All this shows why politicians must be on the radar for whoever is appointed to the National Anti-Corruption Commission.

Despite intense opposition from former prime minister Scott Morrison — he infamously called the NSW ICAC a “kangaroo court” — integrity was critical in the election of the Albanese government.

How the new body operates when it gets going midyear will have a significant impact on whether Albanese and Labor are given a second term in 2025.

Barilaro shows why punches shouldn’t be pulled. Accused of, and unapologetic about, pork-barrelling while brazenly searching out favours for himself after politics, he is the pin-up guy for why such a body is long overdue and why it shouldn’t have any restrictions on what it does and who it goes after.

Attorney-General Mark Dreyfus says it will have full authority and there will be no protected people or organisations. The test will come with how the new NAAC handles pork-barrelling — and there will be complaints about vote-buying and political favouritism as surely as night follows day.

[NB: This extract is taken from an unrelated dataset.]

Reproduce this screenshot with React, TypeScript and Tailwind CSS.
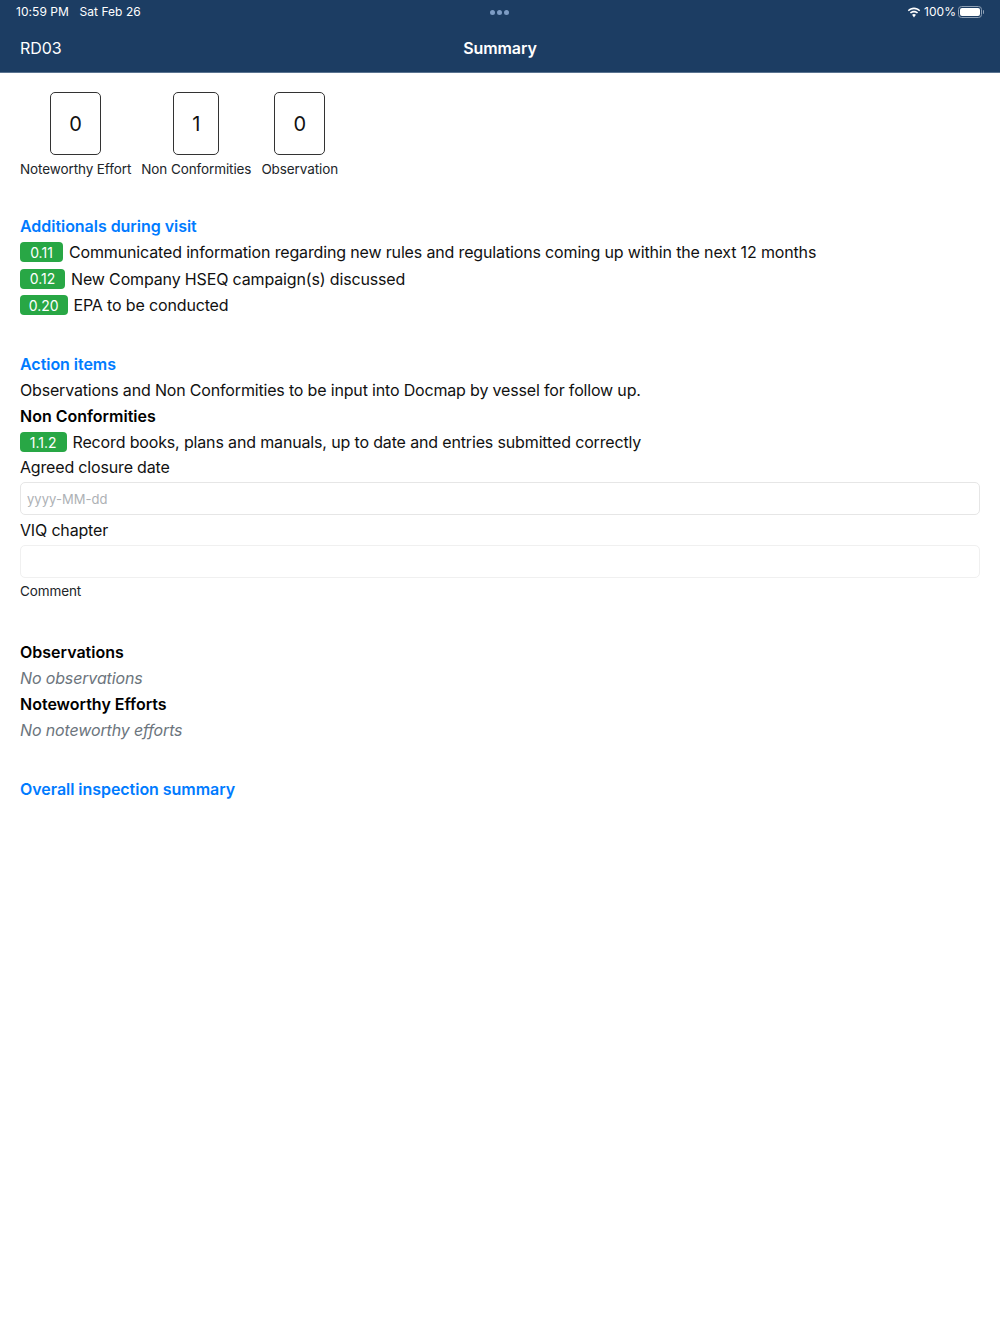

It’s not good enough to argue Barilaro is an exception who proves the rule, and the picking of low-hanging fruit shouldn’t mean the more fundamental problems of the tree should escape scrutiny.

More immediately, Barilaro’s reemergence couldn’t have come at a worse time for Perrottet. Barilaro was, until October 2021, Perrottet’s senior colleague as deputy premier, sitting in cabinet while some of the more controversial issues that have returned to the news now were discussed.

Integrity, accountability and transparency will be on voters’ minds come March 25.

The gatecrashing of the news cycle over the past week by Barilaro means any benefit of the doubt the NSW Coalition might have hoped for is as likely as a safe Labor seat getting grant money after a bushfire.